橋を渡る銚子川も、これといった特徴のない普通の川だ。
向こうには鉄橋が見えている。尾鷲に向かう紀勢線だ。電車なら8分で行く距離も、峠越えをして歩いていくと4時間以上かかる。あらためて文明の偉大さを思い知る。

道の駅の近くに咲いていた花。よく見かける気はするけど、名前は知らない。
道の駅の存在はありがたかった。トイレに行って、ジュースを仕入れて、アイスを食べた。準備が整ったところで出発だ。ここから500メートルくらい行ったところに、熊野古道の入口がある。

連なる山並みと、谷間の集落。
ここ海山は、種まき権兵衛の故郷らしいのだけど、種まき権兵衛を知らないので、感心のしようがない。誰だそれって感じで。
山の雰囲気はよかった。

ようやく入口まで辿り着いた。
この横に、無料駐車スペースがある。車で行けば楽だけど、車の場合は、行って戻ってこなければいけない。峠を越えて向こうまで行ってしまうと、往復になってかえってきつくなる。峠の上まで行って引き返すと後半を見ずに終わる。なかなか悩ましいところだ。

最初はこんな花を撮ったりする余裕もあった。その後すぐにへたばって、ヨレヨレになる。
きついとは聞いていたからそれなりに覚悟していったつもりだけど、そんな覚悟は歩き始めて10分で砕け散った。たった10分でと思うかもしれないけど、ビルの階段を10分間登り続けることを想像してもらうと、そのつらさが分かってもらえるはずだ。

石敷きはけっこう雑然としていて、下を見て足を置くところを選びながら歩かないといけないから、余計に疲れる。ところどころ石がぐらついたりもする。
きつー、と思う。

尾鷲地方は、年間を通じて雨が多いところで知られている。面積の90パーセントが山林で、海に面しているという地形が雨を呼ぶ。年間の降水量は4,000mm以上で、1,500mmの名古屋の倍以上になる。一日に800mm降ったという日本2位の記録も持っている。
尾鷲の熊野古道が石敷きなのは、この雨から路を守るためだった。雨でぬかるんだり、土砂が流れたりするのを防ぐために、当時の舗装を施したのが石敷きだったというわけだ。
現在も約2キロに渡って石敷きの路が残っていて、伊勢路熊野古道の人気のコースとなっている。

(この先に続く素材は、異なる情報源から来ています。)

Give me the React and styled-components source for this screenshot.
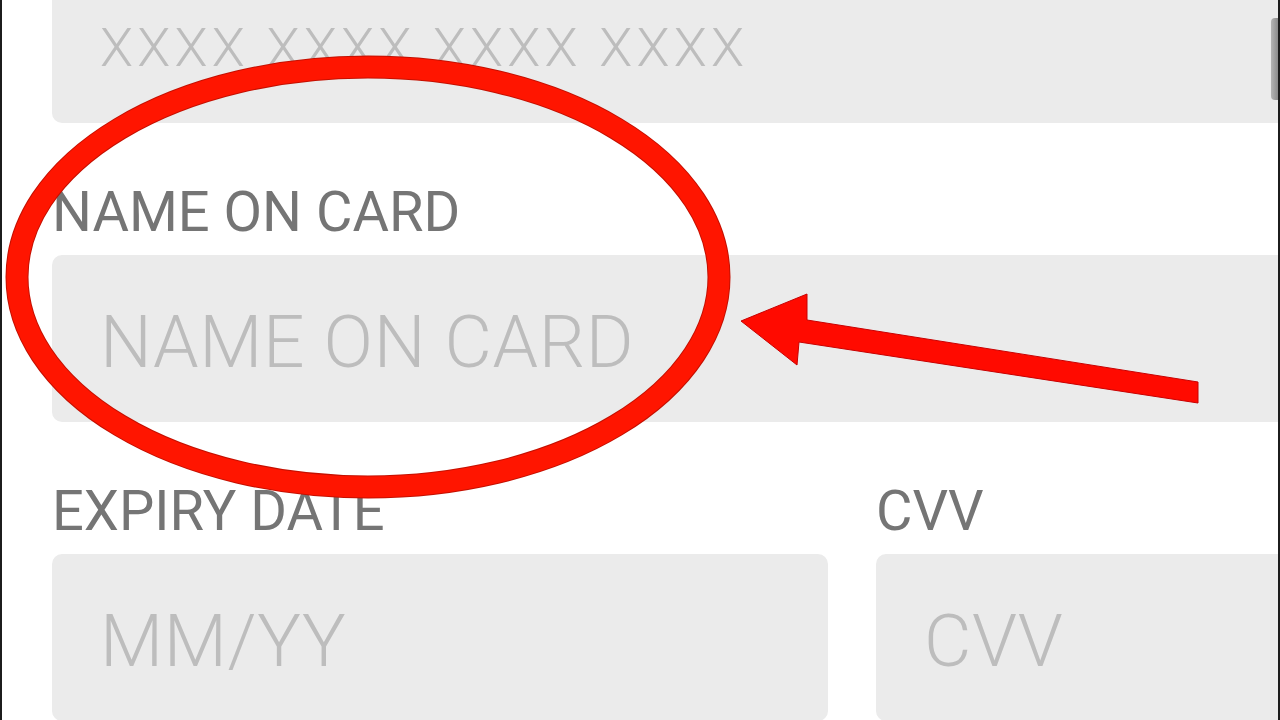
import styled, { createGlobalStyle } from 'styled-components'

const GlobalStyle = createGlobalStyle`
  body {
    margin: 0;
    background: #ffffff;
    font-family: Roboto, "Noto Sans", sans-serif;
  }
`

const Screen = styled.div`
  position: relative;
  width: 1280px;
  height: 720px;
  overflow: hidden;
  box-sizing: border-box;
  background: #ffffff;
  border-left: 2px solid #1c1c1c;
  border-right: 2px solid #1c1c1c;
`

const Form = styled.form`
  width: 1400px;
  margin-top: -44px;
  padding-left: 50px;
  box-sizing: border-box;
  display: flex;
  flex-direction: column;
`

const Field = styled.div`
  display: flex;
  flex-direction: column;
  min-width: 0;
`

const Label = styled.label`
  margin-top: 61px;
  margin-bottom: 15px;
  font-size: 56px;
  line-height: 56px;
  color: #757575;
  white-space: nowrap;
`

const Input = styled.input`
  width: 100%;
  height: 167px;
  box-sizing: border-box;
  border: none;
  outline: none;
  border-radius: 10px;
  background: #ebebeb;
  padding: ${(p) => p.$offset || 6}px 0 0 48px;
  font-family: Roboto, "Noto Sans", sans-serif;
  font-size: ${(p) => p.$size || 73}px;
  font-weight: 300;
  letter-spacing: ${(p) => p.$spacing || 0.6}px;
  color: #555;

  &::placeholder {
    color: #bdbdbd;
  }
`

const Row = styled.div`
  display: grid;
  grid-template-columns: 776px 1fr;
  column-gap: 48px;
`

const Scrollbar = styled.div`
  position: absolute;
  top: 18px;
  right: 0;
  width: 7px;
  height: 82px;
  border-radius: 4px 0 0 4px;
  background: linear-gradient(90deg, #b5b5b5, #8c8c8c);
`

const Annotation = styled.svg`
  position: absolute;
  inset: 0;
  width: 1280px;
  height: 720px;
  pointer-events: none;
`

export default function App() {
  return (
    <>
      <GlobalStyle />
      <Screen>
        <Form onSubmit={(e) => e.preventDefault()}>
          <Field>
            <Input placeholder="XXXX XXXX XXXX XXXX" $size={54} $spacing={4.2} $offset={16} />
          </Field>
          <Field>
            <Label>NAME ON CARD</Label>
            <Input placeholder="NAME ON CARD" />
          </Field>
          <Row>
            <Field>
              <Label>EXPIRY DATE</Label>
              <Input placeholder="MM/YY" />
            </Field>
            <Field>
              <Label>CVV</Label>
              <Input placeholder="CVV" />
            </Field>
          </Row>
        </Form>
        <Scrollbar />
        <Annotation viewBox="0 0 1280 720">
          <ellipse cx="366" cy="277" rx="351" ry="210" fill="none" stroke="#c41000" strokeWidth="23" />
          <ellipse cx="366" cy="277" rx="351" ry="210" fill="none" stroke="#ff1500" strokeWidth="21" />
          <polygon
            points="739,321 805,294 805,320 1196,382 1196,403 797,342 795,365"
            fill="#ff0a00"
            stroke="#c80000"
            strokeWidth="1"
            strokeLinejoin="miter"
          />
        </Annotation>
      </Screen>
    </>
  )
}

私が汗だくでヘロヘロになっていたのに、すれ違った下りの若いカップルは軽い足取りで歩いていった。若さに負けた。
小さな子連れのお母さんも歩いていたくらいだから、みなさん意外と余裕だったのかもしれない。私は平地ならどこまでも歩き続ける自信があるのだけど、アップダウンになるととたんに弱くなって、人並み以下になるようだ。

登り勾配がだんだんきつくなり、ヒザもおかしなことになってきた。息も上がる。まだまだ道のりは長い。
似たような写真が多くなったのは、少しでも立ち止まって休みたかったというのもある。路写真もまだたくさん残っている。
今日のところはこれくらいにして、明日に続くということにしよう。